Dataset content:
★ ★ ★ ★ ★ ★ ★

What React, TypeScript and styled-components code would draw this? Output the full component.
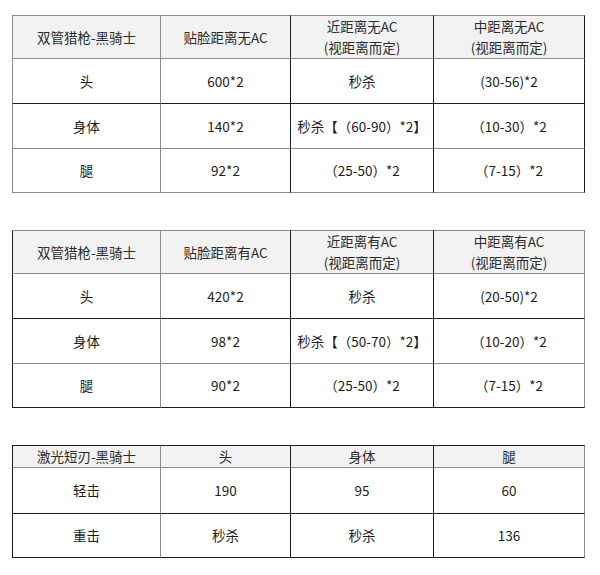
import React from "react";
import styled, { createGlobalStyle } from "styled-components";

const GlobalStyle = createGlobalStyle`
  html, body {
    margin: 0;
    padding: 0;
    background: #ffffff;
  }
  body {
    font-family: "Noto Sans CJK SC", "Noto Sans", "Liberation Sans", sans-serif;
    color: #222222;
  }
`;

const GRAY = "#8c8c8c";
const DARK = "#1e1e1e";

const Page = styled.div`
  display: flex;
  flex-direction: column;
  gap: 37px;
  padding: 15px 0 0 12px;
  width: 600px;
  height: 575px;
  box-sizing: border-box;
`;

const Table = styled.table`
  border-collapse: separate;
  border-spacing: 0;
  table-layout: fixed;
  width: 573px;
`;

const Row = styled.tr<{ $h: number }>`
  height: ${(p) => p.$h}px;
`;

const Cell = styled.td<{
  $top: string;
  $left: string;
  $bottom?: string;
  $right?: string;
  $head?: boolean;
}>`
  box-sizing: border-box;
  padding: 0 4px;
  text-align: center;
  vertical-align: middle;
  font-size: 13.5px;
  line-height: 21px;
  white-space: nowrap;
  text-spacing-trim: space-all;
  color: ${(p) => (p.$head ? "#2b2b2b" : "#1c1c1c")};
  background: ${(p) => (p.$head ? "#f2f2f2" : "#ffffff")};
  border-top: 1px solid ${(p) => p.$top};
  border-left: 1px solid ${(p) => p.$left};
  border-bottom: ${(p) => (p.$bottom ? `1px solid ${p.$bottom}` : "none")};
  border-right: ${(p) => (p.$right ? `1px solid ${p.$right}` : "none")};
`;

const Line = styled.div`
  display: block;
`;

type TableSpec = {
  widths: number[];
  heights: number[];
  h: string[];
  v: string[];
  rows: string[][];
};

const cols = [148, 130, 143, 152];

const tables: TableSpec[] = [
  {
    widths: cols,
    heights: [43, 45, 45, 45],
    h: [GRAY, GRAY, DARK, GRAY, GRAY],
    v: [GRAY, GRAY, DARK, DARK, DARK],
    rows: [
      ["双管猎枪-黑骑士", "贴脸距离无AC", "近距离无AC\n(视距离而定)", "中距离无AC\n(视距离而定)"],
      ["头", "600*2", "秒杀", "(30-56)*2"],
      ["身体", "140*2", "秒杀【（60-90）*2】", "（10-30）*2"],
      ["腿", "92*2", "（25-50）*2", "（7-15）*2"],
    ],
  },
  {
    widths: cols,
    heights: [42, 45, 45, 45],
    h: [GRAY, GRAY, DARK, GRAY, DARK],
    v: [DARK, GRAY, DARK, DARK, GRAY],
    rows: [
      ["双管猎枪-黑骑士", "贴脸距离有AC", "近距离有AC\n(视距离而定)", "中距离有AC\n(视距离而定)"],
      ["头", "420*2", "秒杀", "(20-50)*2"],
      ["身体", "98*2", "秒杀【（50-70）*2】", "（10-20）*2"],
      ["腿", "90*2", "（25-50）*2", "（7-15）*2"],
    ],
  },
  {
    widths: cols,
    heights: [20, 46, 45],
    h: [DARK, GRAY, DARK, DARK],
    v: [DARK, GRAY, DARK, DARK, GRAY],
    rows: [
      ["激光短刃-黑骑士", "头", "身体", "腿"],
      ["轻击", "190", "95", "60"],
      ["重击", "秒杀", "秒杀", "136"],
    ],
  },
];

function DataTable({ spec }: { spec: TableSpec }) {
  const lastRow = spec.rows.length - 1;
  const lastCol = spec.widths.length - 1;
  return (
    <Table>
      <colgroup>
        {spec.widths.map((w, i) => (
          <col key={i} style={{ width: w }} />
        ))}
      </colgroup>
      <tbody>
        {spec.rows.map((row, r) => (
          <Row key={r} $h={spec.heights[r]}>
            {row.map((text, c) => (
              <Cell
                key={c}
                $head={r === 0}
                $top={spec.h[r]}
                $left={spec.v[c]}
                $bottom={r === lastRow ? spec.h[r + 1] : undefined}
                $right={c === lastCol ? spec.v[c + 1] : undefined}
              >
                {text.split("\n").map((t, i) => (
                  <Line key={i}>{t}</Line>
                ))}
              </Cell>
            ))}
          </Row>
        ))}
      </tbody>
    </Table>
  );
}

export default function App() {
  return (
    <>
      <GlobalStyle />
      <Page>
        {tables.map((t, i) => (
          <DataTable key={i} spec={t} />
        ))}
      </Page>
    </>
  );
}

★ ★ ★ ★ ★ ★ ★

Description of the task: Every line of the listing that holds "styled" should be found and copied.

Task result:
What React, TypeScript and styled-components code would draw this? Output the full component.
import styled, { createGlobalStyle } from "styled-components";
const Page = styled.div`
const Table = styled.table`
const Row = styled.tr<{ $h: number }>`
const Cell = styled.td<{
const Line = styled.div`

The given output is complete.